Your task is to repeat all of the data exactly while excluding the pictures.

>> BEGIN COLLECTED MATERIAL

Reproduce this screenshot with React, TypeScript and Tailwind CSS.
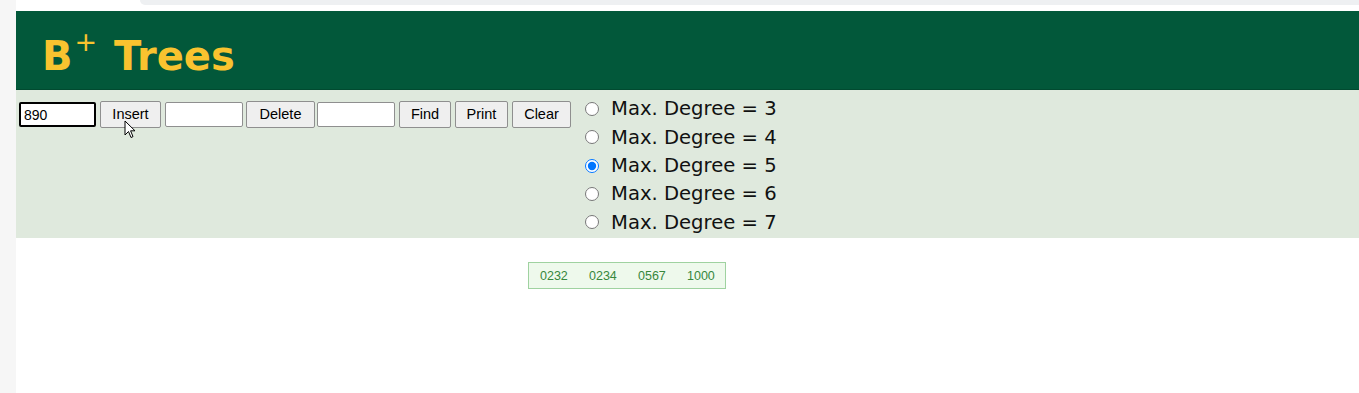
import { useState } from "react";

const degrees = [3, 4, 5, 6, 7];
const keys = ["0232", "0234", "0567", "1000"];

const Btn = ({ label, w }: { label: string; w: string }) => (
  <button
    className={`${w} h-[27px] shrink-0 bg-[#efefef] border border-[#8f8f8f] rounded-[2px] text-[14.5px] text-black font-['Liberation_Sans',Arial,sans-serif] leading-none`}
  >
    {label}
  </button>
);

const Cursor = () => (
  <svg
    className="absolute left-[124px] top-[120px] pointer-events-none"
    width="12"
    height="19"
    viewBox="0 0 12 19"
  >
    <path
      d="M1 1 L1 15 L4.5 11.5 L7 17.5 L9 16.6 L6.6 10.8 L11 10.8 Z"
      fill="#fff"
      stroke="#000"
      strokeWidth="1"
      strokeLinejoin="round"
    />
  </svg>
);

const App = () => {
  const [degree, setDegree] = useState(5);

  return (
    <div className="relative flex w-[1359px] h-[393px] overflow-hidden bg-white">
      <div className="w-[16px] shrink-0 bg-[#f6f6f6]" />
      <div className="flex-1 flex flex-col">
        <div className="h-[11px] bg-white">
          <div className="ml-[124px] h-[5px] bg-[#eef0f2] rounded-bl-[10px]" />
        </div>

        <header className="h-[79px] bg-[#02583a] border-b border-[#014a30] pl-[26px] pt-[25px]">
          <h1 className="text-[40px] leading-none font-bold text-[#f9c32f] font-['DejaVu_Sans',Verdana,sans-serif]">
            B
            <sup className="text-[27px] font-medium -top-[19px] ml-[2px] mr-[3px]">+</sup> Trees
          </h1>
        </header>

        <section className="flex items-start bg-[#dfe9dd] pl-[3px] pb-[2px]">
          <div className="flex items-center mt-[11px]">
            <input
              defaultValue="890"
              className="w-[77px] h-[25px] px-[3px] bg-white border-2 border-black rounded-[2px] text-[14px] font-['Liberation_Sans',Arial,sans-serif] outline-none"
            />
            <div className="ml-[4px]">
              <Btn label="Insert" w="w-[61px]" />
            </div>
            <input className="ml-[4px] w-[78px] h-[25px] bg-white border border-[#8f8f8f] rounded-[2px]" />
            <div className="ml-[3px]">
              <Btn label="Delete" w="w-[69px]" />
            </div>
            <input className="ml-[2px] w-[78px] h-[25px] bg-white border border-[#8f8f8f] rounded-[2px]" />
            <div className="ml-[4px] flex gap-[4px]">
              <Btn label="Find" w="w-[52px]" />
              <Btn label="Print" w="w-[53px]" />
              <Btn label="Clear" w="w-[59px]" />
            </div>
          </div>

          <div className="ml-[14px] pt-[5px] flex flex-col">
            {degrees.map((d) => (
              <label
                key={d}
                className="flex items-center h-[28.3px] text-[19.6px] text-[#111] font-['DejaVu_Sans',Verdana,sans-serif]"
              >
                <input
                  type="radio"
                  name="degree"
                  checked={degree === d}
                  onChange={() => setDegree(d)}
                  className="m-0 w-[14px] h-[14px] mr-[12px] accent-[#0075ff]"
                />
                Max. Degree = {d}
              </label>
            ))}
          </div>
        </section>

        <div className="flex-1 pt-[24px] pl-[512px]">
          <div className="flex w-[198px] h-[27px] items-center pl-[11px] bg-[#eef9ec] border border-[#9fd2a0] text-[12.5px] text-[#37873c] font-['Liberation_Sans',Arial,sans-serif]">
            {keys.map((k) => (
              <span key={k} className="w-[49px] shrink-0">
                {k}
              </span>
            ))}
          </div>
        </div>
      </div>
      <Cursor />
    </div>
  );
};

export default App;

>> END COLLECTED MATERIAL

SOLUTION BELOW:
Reproduce this screenshot with React, TypeScript and Tailwind CSS.
import { useState } from "react";

const degrees = [3, 4, 5, 6, 7];
const keys = ["0232", "0234", "0567", "1000"];

const Btn = ({ label, w }: { label: string; w: string }) => (
  <button
    className={`${w} h-[27px] shrink-0 bg-[#efefef] border border-[#8f8f8f] rounded-[2px] text-[14.5px] text-black font-['Liberation_Sans',Arial,sans-serif] leading-none`}
  >
    {label}
  </button>
);

const Cursor = () => (
  <svg
    className="absolute left-[124px] top-[120px] pointer-events-none"
    width="12"
    height="19"
    viewBox="0 0 12 19"
  >
    <path
      d="M1 1 L1 15 L4.5 11.5 L7 17.5 L9 16.6 L6.6 10.8 L11 10.8 Z"
      fill="#fff"
      stroke="#000"
      strokeWidth="1"
      strokeLinejoin="round"
    />
  </svg>
);

const App = () => {
  const [degree, setDegree] = useState(5);

  return (
    <div className="relative flex w-[1359px] h-[393px] overflow-hidden bg-white">
      <div className="w-[16px] shrink-0 bg-[#f6f6f6]" />
      <div className="flex-1 flex flex-col">
        <div className="h-[11px] bg-white">
          <div className="ml-[124px] h-[5px] bg-[#eef0f2] rounded-bl-[10px]" />
        </div>

        <header className="h-[79px] bg-[#02583a] border-b border-[#014a30] pl-[26px] pt-[25px]">
          <h1 className="text-[40px] leading-none font-bold text-[#f9c32f] font-['DejaVu_Sans',Verdana,sans-serif]">
            B
            <sup className="text-[27px] font-medium -top-[19px] ml-[2px] mr-[3px]">+</sup> Trees
          </h1>
        </header>

        <section className="flex items-start bg-[#dfe9dd] pl-[3px] pb-[2px]">
          <div className="flex items-center mt-[11px]">
            <input
              defaultValue="890"
              className="w-[77px] h-[25px] px-[3px] bg-white border-2 border-black rounded-[2px] text-[14px] font-['Liberation_Sans',Arial,sans-serif] outline-none"
            />
            <div className="ml-[4px]">
              <Btn label="Insert" w="w-[61px]" />
            </div>
            <input className="ml-[4px] w-[78px] h-[25px] bg-white border border-[#8f8f8f] rounded-[2px]" />
            <div className="ml-[3px]">
              <Btn label="Delete" w="w-[69px]" />
            </div>
            <input className="ml-[2px] w-[78px] h-[25px] bg-white border border-[#8f8f8f] rounded-[2px]" />
            <div className="ml-[4px] flex gap-[4px]">
              <Btn label="Find" w="w-[52px]" />
              <Btn label="Print" w="w-[53px]" />
              <Btn label="Clear" w="w-[59px]" />
            </div>
          </div>

          <div className="ml-[14px] pt-[5px] flex flex-col">
            {degrees.map((d) => (
              <label
                key={d}
                className="flex items-center h-[28.3px] text-[19.6px] text-[#111] font-['DejaVu_Sans',Verdana,sans-serif]"
              >
                <input
                  type="radio"
                  name="degree"
                  checked={degree === d}
                  onChange={() => setDegree(d)}
                  className="m-0 w-[14px] h-[14px] mr-[12px] accent-[#0075ff]"
                />
                Max. Degree = {d}
              </label>
            ))}
          </div>
        </section>

        <div className="flex-1 pt-[24px] pl-[512px]">
          <div className="flex w-[198px] h-[27px] items-center pl-[11px] bg-[#eef9ec] border border-[#9fd2a0] text-[12.5px] text-[#37873c] font-['Liberation_Sans',Arial,sans-serif]">
            {keys.map((k) => (
              <span key={k} className="w-[49px] shrink-0">
                {k}
              </span>
            ))}
          </div>
        </div>
      </div>
      <Cursor />
    </div>
  );
};

export default App;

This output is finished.